Calcutta, deux jour après Noël.
7 semaines, 17 villes, 8 états. Des milliers de kilomètres, en car, en train, en avion, en tuktuk, et souvent à pied.
Si j’avais su que voyager seul à travers l’Inde aurait été si difficile, si frustrant, si épuisant moralement, je suis à peu près certain que je n’aurais jamais entrepris le voyage.
Si j’avais su que cela aurait été aussi intense, aussi impressionnant, aussi magnifique, aussi libérateur, je pense que je serais déjà venu il y a bien longtemps.

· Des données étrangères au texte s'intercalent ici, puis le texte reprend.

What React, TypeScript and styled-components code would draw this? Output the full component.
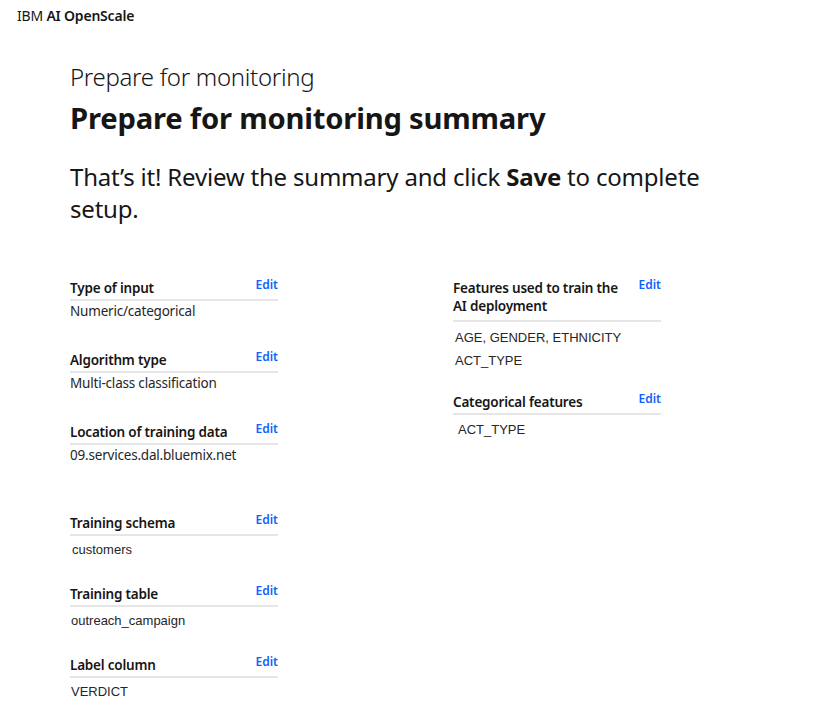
import React from "react";
import styled, { createGlobalStyle } from "styled-components";

const Global = createGlobalStyle`
  html, body { margin: 0; padding: 0; background: #ffffff; }
  body { font-family: "Noto Sans", "Liberation Sans", sans-serif; color: #161616; }
`;

const TopBar = styled.header`
  height: 30px;
  display: flex;
  align-items: center;
  padding-left: 17px;
  font-size: 14px;
  color: #161616;
  letter-spacing: -0.2px;
  b { font-weight: 600; }
`;

const Main = styled.main`
  padding: 32px 0 0 70px;
`;

const Eyebrow = styled.div`
  font-size: 24px;
  font-weight: 300;
  line-height: 30px;
  letter-spacing: -0.3px;
`;

const Title = styled.h1`
  margin: 6px 0 0;
  font-size: 29.2px;
  font-weight: 700;
  line-height: 40px;
  letter-spacing: -0.2px;
`;

const Intro = styled.p`
  margin: 23px 0 0;
  width: 660px;
  font-size: 24px;
  line-height: 32px;
  font-weight: 400;
  letter-spacing: -0.2px;
  b { font-weight: 700; }
`;

const Columns = styled.div`
  display: flex;
  gap: 175px;
  margin-top: 54px;
`;

const Column = styled.div`
  width: 208px;
  display: flex;
  flex-direction: column;
`;

const Section = styled.section<{ $gap?: number }>`
  margin-bottom: ${(p) => p.$gap ?? 31}px;
`;

const LabelRow = styled.div<{ $pad?: number }>`
  display: flex;
  justify-content: space-between;
  align-items: flex-start;
  padding-bottom: ${(p) => p.$pad ?? 2}px;
  border-bottom: 2px solid #e6e6e6;
`;

const Label = styled.h4`
  margin: 0;
  padding-right: 16px;
  font-size: 13.5px;
  font-weight: 600;
  line-height: 18px;
  letter-spacing: -0.2px;
  color: #161616;
`;

const EditLink = styled.a`
  flex: none;
  font-size: 12px;
  font-weight: 600;
  line-height: 12px;
  color: #0f62fe;
  text-decoration: none;
  cursor: pointer;
`;

const ValueList = styled.div<{ $mt?: number; $indent?: number }>`
  padding-top: ${(p) => p.$mt ?? 1}px;
  padding-left: ${(p) => p.$indent ?? 0}px;
`;

const Value = styled.div<{ $arial?: boolean; $lh?: number }>`
  font-family: ${(p) => (p.$arial ? '"Liberation Sans", Arial, sans-serif' : '"Noto Sans", sans-serif')};
  font-size: ${(p) => (p.$arial ? 13 : 13.5)}px;
  line-height: ${(p) => p.$lh ?? 18}px;
  color: #262626;
  letter-spacing: ${(p) => (p.$arial ? 0 : -0.2)}px;
`;

type Item = {
  label: string;
  values: string[];
  arial?: boolean;
  gap?: number;
  mt?: number;
  lh?: number;
  indent?: number;
  pad?: number;
};

const left: Item[] = [
  { label: "Type of input", values: ["Numeric/categorical"] },
  { label: "Algorithm type", values: ["Multi-class classification"] },
  { label: "Location of training data", values: ["09.services.dal.bluemix.net"], gap: 50 },
  { label: "Training schema", values: ["customers"], arial: true, mt: 5, indent: 2, gap: 26 },
  { label: "Training table", values: ["outreach_campaign"], arial: true, mt: 5, indent: 1, gap: 26 },
  { label: "Label column", values: ["VERDICT"], arial: true, mt: 5, indent: 1, gap: 0 },
];

const right: Item[] = [
  {
    label: "Features used to train the AI deployment",
    values: ["AGE, GENDER, ETHNICITY", "ACT_TYPE"],
    arial: true,
    mt: 4,
    lh: 23,
    indent: 2,
    pad: 5,
    gap: 21,
  },
  { label: "Categorical features", values: ["ACT_TYPE"], arial: true, mt: 6, indent: 5, gap: 0 },
];

const Summary: React.FC<{ item: Item }> = ({ item }) => (
  <Section $gap={item.gap}>
    <LabelRow $pad={item.pad}>
      <Label>{item.label}</Label>
      <EditLink>Edit</EditLink>
    </LabelRow>
    <ValueList $mt={item.mt} $indent={item.indent}>
      {item.values.map((v) => (
        <Value key={v} $arial={item.arial} $lh={item.lh}>
          {v}
        </Value>
      ))}
    </ValueList>
  </Section>
);

export default function App() {
  return (
    <>
      <Global />
      <TopBar>
        IBM&nbsp;<b>AI OpenScale</b>
      </TopBar>
      <Main>
        <Eyebrow>Prepare for monitoring</Eyebrow>
        <Title>Prepare for monitoring summary</Title>
        <Intro>
          That’s it! Review the summary and click <b>Save</b> to complete
          <br />
          setup.
        </Intro>
        <Columns>
          <Column>
            {left.map((it) => (
              <Summary key={it.label} item={it} />
            ))}
          </Column>
          <Column>
            {right.map((it) => (
              <Summary key={it.label} item={it} />
            ))}
          </Column>
        </Columns>
      </Main>
    </>
  );
}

Si je repense à mon arrivée à Mumbai il y a deux mois, et à mon départ de Calcutta aujourd’hui, à ce qui me choquait alors et que je trouve normal aujourd’hui, à ce qui me choque maintenant et m’aurait fait fuir en hurlant à mon arrivée (un exemple simple et exhaustif, les lépreux…), je ne peux m’empêcher de sourire. Et de réfléchir au sens de la vie, à la valeur qu’on lui accorde.

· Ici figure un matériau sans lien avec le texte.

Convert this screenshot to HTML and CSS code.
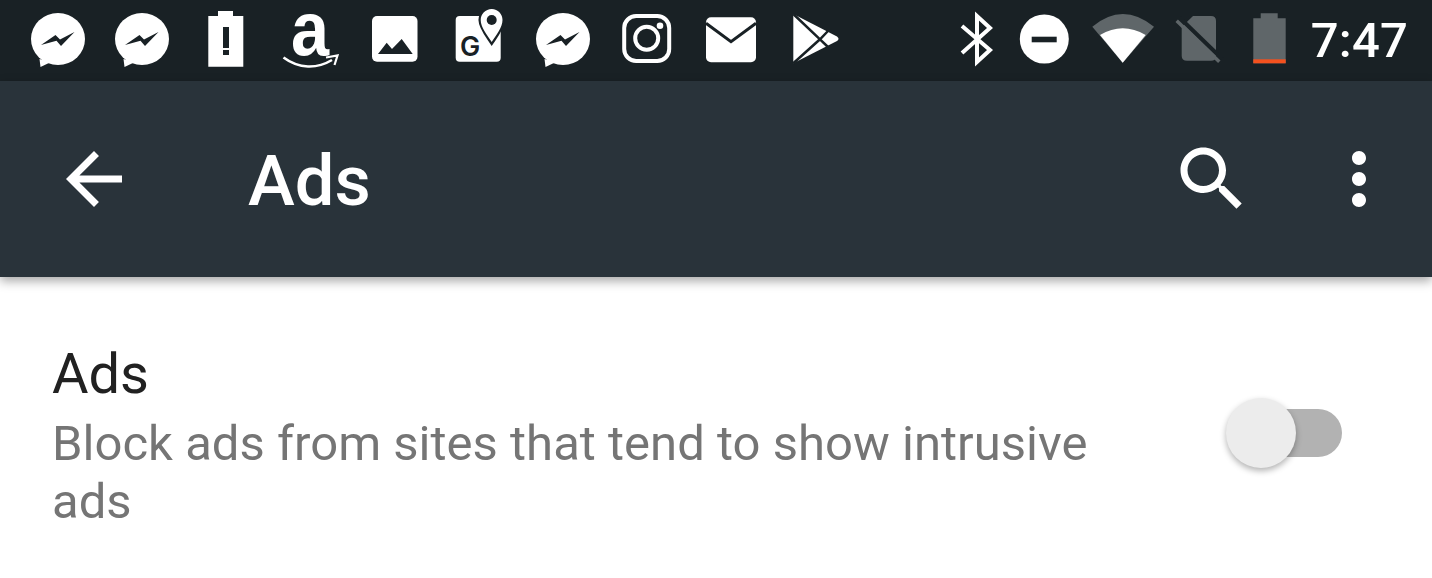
FILE: index.html
```html
<!DOCTYPE html>
<html lang="en">

<head>
    <meta charset="UTF-8">
    <title>Ads</title>
    <link rel="stylesheet" href="styles.css">
</head>

<body>
    <svg class="defs" width="0" height="0">
        <symbol id="messenger" viewBox="0 0 64 64" overflow="visible">
            <ellipse cx="32" cy="30" rx="27" ry="26" fill="#fff" />
            <path d="M13.5 50 14.5 58 25 53z" fill="#fff" />
            <path d="M15 36 29.5 26 34 30.5 48.5 23 35 37 30.5 31.7z" fill="#192125" />
        </symbol>
    </svg>

    <div class="status-bar">
        <div class="notifications">
            <div class="slot"><svg class="icon"><use href="#messenger" /></svg></div>
            <div class="slot"><svg class="icon"><use href="#messenger" /></svg></div>
            <div class="slot">
                <svg class="icon" viewBox="0 0 64 64">
                    <path d="M24 2h15v5h10.3v50.7h-35V7H24z" fill="#fff" />
                    <path d="M29 18h6v21h-6zM29 41h6v5h-6z" fill="#192125" />
                </svg>
            </div>
            <div class="slot">
                <svg class="icon" viewBox="0 0 64 64">
                    <text class="amazon-a" transform="translate(31 46) scale(.9 1)" text-anchor="middle">a</text>
                    <path d="M4.500 48.500C20 60 38 60 53 51" fill="none" stroke="#fff" stroke-width="2.600" />
                    <path d="M47 48.500 58.500 46.500 55.500 56" fill="none" stroke="#fff" stroke-width="2.200" />
                </svg>
            </div>
            <div class="slot">
                <svg class="icon" viewBox="0 0 64 64">
                    <rect x="9" y="7" width="45.500" height="45.700" rx="5" fill="#fff" />
                    <path d="M15 45 23.700 33.700 29 40 38.700 30 49.700 45z" fill="#192125" />
                </svg>
            </div>
            <div class="slot">
                <svg class="icon" viewBox="0 0 64 64">
                    <rect x="8.700" y="7" width="45" height="45.700" rx="4" fill="#fff" />
                    <path d="M44.700 0C38.500 0 33.700 5 33.700 11 33.700 18 40 26 44.700 33 49.500 26 55.500 18 55.500 11 55.500 5 51 0 44.700 0z" fill="#fff" stroke="#192125" stroke-width="4.500" paint-order="stroke" />
                    <circle cx="44.700" cy="11" r="5" fill="#192125" />
                    <text class="maps-g" x="13" y="47">G</text>
                </svg>
            </div>
            <div class="slot"><svg class="icon"><use href="#messenger" /></svg></div>
            <div class="slot">
                <svg class="icon" viewBox="0 0 64 64">
                    <rect x="9.200" y="7" width="45" height="45" rx="12" fill="none" stroke="#fff" stroke-width="4" />
                    <circle cx="31.700" cy="29.300" r="11.500" fill="none" stroke="#fff" stroke-width="4" />
                    <circle cx="45" cy="16.700" r="3.300" fill="#fff" />
                </svg>
            </div>
            <div class="slot">
                <svg class="icon" viewBox="0 0 64 64">
                    <rect x="6" y="8.300" width="50" height="45" rx="5" fill="#fff" />
                    <path d="M6 14.300 31 32.700 56 14.300" fill="none" stroke="#192125" stroke-width="3" />
                </svg>
            </div>
            <div class="slot">
                <svg class="icon" viewBox="0 0 64 64">
                    <path d="M9.300 5 53 27.500Q56 29.800 53 32L9.300 54.300z" fill="#fff" />
                    <path d="M9.300 5 36 30.300 44 38M9.300 54.300 36 30.300 44 22" fill="none" stroke="#192125" stroke-width="2.500" />
                </svg>
            </div>
        </div>

        <div class="system-icons">
            <svg class="bluetooth" viewBox="0 0 40 64">
                <path d="M6 17 34 41 21 53V7L34 19 6 44" fill="none" stroke="#fff" stroke-width="4" />
            </svg>
            <svg class="dnd" viewBox="0 0 52 64">
                <circle cx="26.300" cy="30" r="24.500" fill="#fff" />
                <rect x="13.700" y="27.700" width="25" height="5.600" fill="#192125" />
            </svg>
            <svg class="wifi" viewBox="0 0 64 64">
                <path d="M1.300 17.700Q31.700-7.700 63 17.700L31.700 53.700z" fill="#5f6669" />
                <path d="M9 26Q31.700 12.600 54.700 26L31.700 53.700z" fill="#fff" />
            </svg>
            <svg class="sim" viewBox="0 0 48 64">
                <path d="M17 7H35Q40 7 40 12V47Q40 51.700 35 51.700H11Q5.700 51.700 5.700 47V18z" fill="#5f6669" />
                <path d="M3.700 8.700 46 49.700" stroke="#192125" stroke-width="4" />
                <path d="M.7 11.700 43.300 52.700" stroke="#5f6669" stroke-width="3.500" />
            </svg>
            <svg class="battery" viewBox="0 0 36 64">
                <path d="M9.700 4.300H26.700V9.300H34.700V54.300H2.300V9.300H9.700z" fill="#5f6669" />
                <rect x="2.300" y="50.300" width="32.400" height="4" fill="#f4511e" />
            </svg>
            <span class="clock">7:47</span>
        </div>
    </div>

    <div class="toolbar">
        <svg class="action" viewBox="0 0 24 24">
            <path d="M20 11H7.830l5.590-5.590L12 4l-8 8 8 8 1.410-1.410L7.830 13H20v-2z" />
        </svg>
        <h1>Ads</h1>
        <svg class="action" viewBox="0 0 24 24">
            <path d="M15.500 14h-.790l-.280-.270C15.410 12.590 16 11.110 16 9.500 16 5.910 13.090 3 9.500 3S3 5.910 3 9.500 5.910 16 9.500 16c1.610 0 3.090-.590 4.230-1.570l.270.280v.790l5 4.990L20.490 19l-4.990-5zm-6 0C7.010 14 5 11.990 5 9.500S7.010 5 9.500 5 14 7.010 14 9.500 11.990 14 9.500 14z" />
        </svg>
        <svg class="action more" viewBox="0 0 24 24">
            <path d="M12 8c1.100 0 2-.900 2-2s-.900-2-2-2-2 .900-2 2 .900 2 2 2zm0 2c-1.100 0-2 .900-2 2s.900 2 2 2 2-.900 2-2-.900-2-2-2zm0 6c-1.100 0-2 .900-2 2s.900 2 2 2 2-.900 2-2-.900-2-2-2z" />
        </svg>
    </div>

    <div class="setting">
        <div class="setting-text">
            <div class="setting-title">Ads</div>
            <div class="setting-summary">Block ads from sites that tend to show intrusive ads</div>
        </div>
        <div class="switch">
            <div class="switch-thumb"></div>
        </div>
    </div>
</body>

</html>
```

FILE: styles.css
```css
body {
    margin: 0;
    height: 578px;
    overflow: hidden;
    background-color: #fff;
    font-family: "Roboto", sans-serif;
}

.defs {
    display: block;
}

.status-bar {
    display: flex;
    align-items: center;
    height: 81px;
    padding-left: 16px;
    background-color: #192125;
    color: #fff;
}

.notifications {
    display: flex;
}

.slot {
    display: flex;
    justify-content: center;
    width: 84.200px;
}

.icon {
    width: 64px;
    height: 64px;
    overflow: visible;
}

.amazon-a {
    font-family: "Liberation Sans", sans-serif;
    font-size: 76px;
    font-weight: 700;
    fill: #fff;
}

.maps-g {
    font-family: "Inter", sans-serif;
    font-size: 27px;
    font-weight: 600;
    fill: #192125;
}

.system-icons {
    display: flex;
    align-items: center;
    margin-left: auto;
    padding-right: 24px;
}

.system-icons svg {
    height: 64px;
    overflow: visible;
}

.bluetooth {
    width: 40px;
}

.dnd {
    width: 52px;
    margin-left: 22px;
}

.wifi {
    width: 64px;
    margin-left: 21px;
}

.sim {
    width: 48px;
    margin-left: 21px;
}

.battery {
    width: 36px;
    margin-left: 27px;
}

.clock {
    margin-left: 24px;
    font-size: 49px;
    font-weight: 500;
    letter-spacing: 0.2px;
    line-height: 64px;
}

.toolbar {
    position: relative;
    display: flex;
    align-items: center;
    height: 196px;
    padding: 0 31px 0 52px;
    background-color: #29333a;
    box-shadow: 0 4px 10px rgba(0, 0, 0, 0.35);
}

.toolbar h1 {
    flex: 1;
    margin: 3px 0 0 112px;
    color: #fff;
    font-size: 70.500px;
    font-weight: 500;
}

.action {
    width: 84px;
    height: 84px;
    fill: #fff;
}

.more {
    margin-left: 63px;
}

.setting {
    display: flex;
    align-items: center;
    padding: 64px 90px 0 52px;
}

.setting-text {
    flex: 1;
    padding-right: 84px;
}

.setting-title {
    color: #212121;
    font-size: 56px;
    line-height: 66px;
}

.setting-summary {
    margin-top: 8px;
    color: #757575;
    font-size: 49px;
    letter-spacing: 0.02px;
    line-height: 58px;
}

.switch {
    position: relative;
    width: 102px;
    height: 48px;
    border-radius: 24px;
    background-color: #b2b2b2;
    margin-bottom: 7px;
}

.switch-thumb {
    position: absolute;
    left: -14px;
    top: -11px;
    width: 70px;
    height: 70px;
    border-radius: 50%;
    background-color: #ececec;
    box-shadow: 0 3px 6px rgba(0, 0, 0, 0.3);
}
```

Si je pense à l’énormité de ce voyage, à cette douce folie, je ne peux m’empêcher de me demander si c’est vraiment moi qui me suis lancé dans ce projet.
J’ai appris beaucoup de choses ces dernières semaines. Entre autre, que…
Les cafards ne sont toujours pas mes animaux préférés, mais ils ne me dégoûtent plus.
Je suis capable de traverser la rue à New Delhi, Mumbai et Calcutta sans mourir écrasé.
J’ai appris à dire non, en gardant mon calme et mon sourire (allez, presqu’à chaque fois…)
J’ai réalisé que tout ce que l’on attend, que l’on espère, que l’on désire n’arrive, ne se réalise presque jamais, mais qu’autre chose s’y substituera, et la plupart du temps dans mon intérêt.
J’ai compris que, même dans les pires moments, j’ai à disposition plusieurs réseaux d’entraide et de soutien, qu’ils soient familial, social ou étatique.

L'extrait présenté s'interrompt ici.